Frequently Asked Questions
How Do I Open A LAS File In Python?
Read it with laspy, which decodes the LAS scaled-integer format and returns metric X, Y, Z through the las.x, las.y, las.z accessors, along with intensity, return number, and every other dimension the file stores. The one trap is reaching for the raw integer fields directly, which skips the scale and offset the header holds and lands your points far off site. Stick to the metric accessors and the coordinates come back in true world units.
What Is The Best Library For LiDAR Point Cloud Processing In Python?
There is no single winner, you use a small stack together. Read files with laspy, run heavy out-of-core pipelines with PDAL, and handle visualization plus neighbour queries with Open3D, all sitting on NumPy. That trio reads almost any scan, and the 3D AI program walks through wiring them into one workflow.
How Do I Split Ground From Buildings And Vegetation In A Scan?
Use an automatic ground filter, and Cloth Simulation Filtering is a reliable one, available as a PDAL stage. It settles a virtual cloth against the flipped cloud, treats the points it rests on as terrain, and lets you interpolate those into a raster DTM. Tune the cloth resolution and rigidness to your terrain and the manual cleanup drops to spot fixes rather than whole tiles.

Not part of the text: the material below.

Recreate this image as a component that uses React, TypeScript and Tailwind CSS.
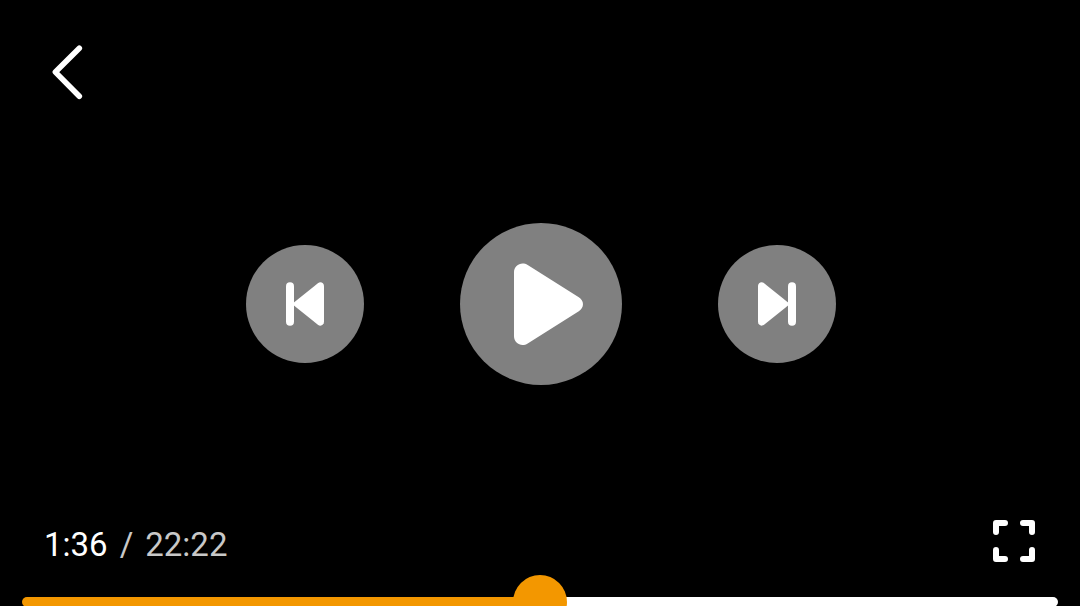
import { useState } from "react";

function BackIcon() {
  return (
    <svg viewBox="0 0 32 56" className="h-14 w-8" fill="none" aria-hidden="true">
      <path
        d="M28.3 4.2 4.4 28.1 28.3 52.2"
        stroke="white"
        strokeWidth="5.6"
        strokeLinecap="round"
        strokeLinejoin="round"
      />
    </svg>
  );
}

function SkipIcon({ flipped = false }: { flipped?: boolean }) {
  return (
    <svg
      viewBox="0 0 38 44"
      className={flipped ? "h-11 w-[38px] -scale-x-100" : "h-11 w-[38px]"}
      fill="white"
      aria-hidden="true"
    >
      <rect x="0" y="0.3" width="8" height="43.4" rx="4" />
      <path d="M7.6 20.7 31.9 1.2C34.5-.8 38 .8 38 4.2v35.6c0 3.4-3.5 5-6.1 3L7.6 23.3z" />
    </svg>
  );
}

function PlayIcon() {
  return (
    <svg viewBox="0 0 162 162" className="size-full" fill="white" aria-hidden="true">
      <path d="M54 49.3c0-7.3 7.6-11.2 13.7-7.3l51.1 32.2c5.6 3.6 5.6 10.4 0 14L67.7 120.4c-6.1 3.9-13.7 0-13.7-7.3z" />
    </svg>
  );
}

function FullscreenIcon() {
  return (
    <svg viewBox="0 0 42 42" className="size-[42px]" fill="none" aria-hidden="true">
      <path
        d="M3 12V3h9M30 3h9v9M39 30v9h-9M12 39H3v-9"
        stroke="white"
        strokeWidth="6"
        strokeLinecap="round"
        strokeLinejoin="round"
      />
    </svg>
  );
}

export default function App() {
  const [progress, setProgress] = useState(50);

  return (
    <div className="flex h-screen flex-col overflow-hidden bg-black font-[Roboto,sans-serif] text-white">
      <header className="flex px-[51px] pt-11">
        <button type="button" aria-label="Back">
          <BackIcon />
        </button>
      </header>

      <main className="flex flex-1 items-center justify-center gap-24 pl-px">
        <button
          type="button"
          aria-label="Previous"
          className="flex size-[118px] items-center justify-center rounded-full bg-[#808080]"
        >
          <SkipIcon />
        </button>
        <button type="button" aria-label="Play" className="size-[162px] rounded-full bg-[#808080]">
          <PlayIcon />
        </button>
        <button
          type="button"
          aria-label="Next"
          className="flex size-[118px] items-center justify-center rounded-full bg-[#808080]"
        >
          <SkipIcon flipped />
        </button>
      </main>

      <footer className="px-[22px] pt-3">
        <div className="flex items-start justify-between pr-[23px] pl-[22px]">
          <p className="flex gap-3 pt-1 text-[33px] leading-[42px]">
            <span>1:36</span>
            <span className="text-[#c8c8c8]">/</span>
            <span className="text-[#c8c8c8]">22:22</span>
          </p>
          <button type="button" aria-label="Full screen">
            <FullscreenIcon />
          </button>
        </div>
        <input
          type="range"
          aria-label="Seek"
          min={0}
          max={100}
          value={progress}
          onChange={(e) => setProgress(Number(e.target.value))}
          style={{
            backgroundImage: `linear-gradient(to right, #f39700 ${progress}%, #ffffff ${progress}%)`,
          }}
          className="mt-[31px] -mb-px block h-[10px] w-full cursor-pointer appearance-none rounded-[5px] outline-none [&::-webkit-slider-thumb]:size-[54px] [&::-webkit-slider-thumb]:appearance-none [&::-webkit-slider-thumb]:rounded-full [&::-webkit-slider-thumb]:bg-[#f39700]"
        />
      </footer>
    </div>
  );
}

Is Deep Learning Required For LiDAR Processing?
No, and starting there is usually a mistake. For a large share of tasks, hand-designed descriptors with a scikit-learn classifier are enough and stay fully interpretable, so you can see why a point landed in its class. Deep learning earns its keep on subtle classes where descriptors run out of road, and you can grow into that transition through the free 3D mission once your cloud is clean.
How Do I Process A LiDAR Tile That Will Not Fit In RAM?
Stream and tile it with PDAL pipelines, which chain reads, filters, and writes as JSON stages without holding the whole file in memory. You can also downsample early with an Open3D voxel grid, since airborne surveys reach tens of millions of points per tile and thinning up front cuts the count hard while keeping every surface that matters.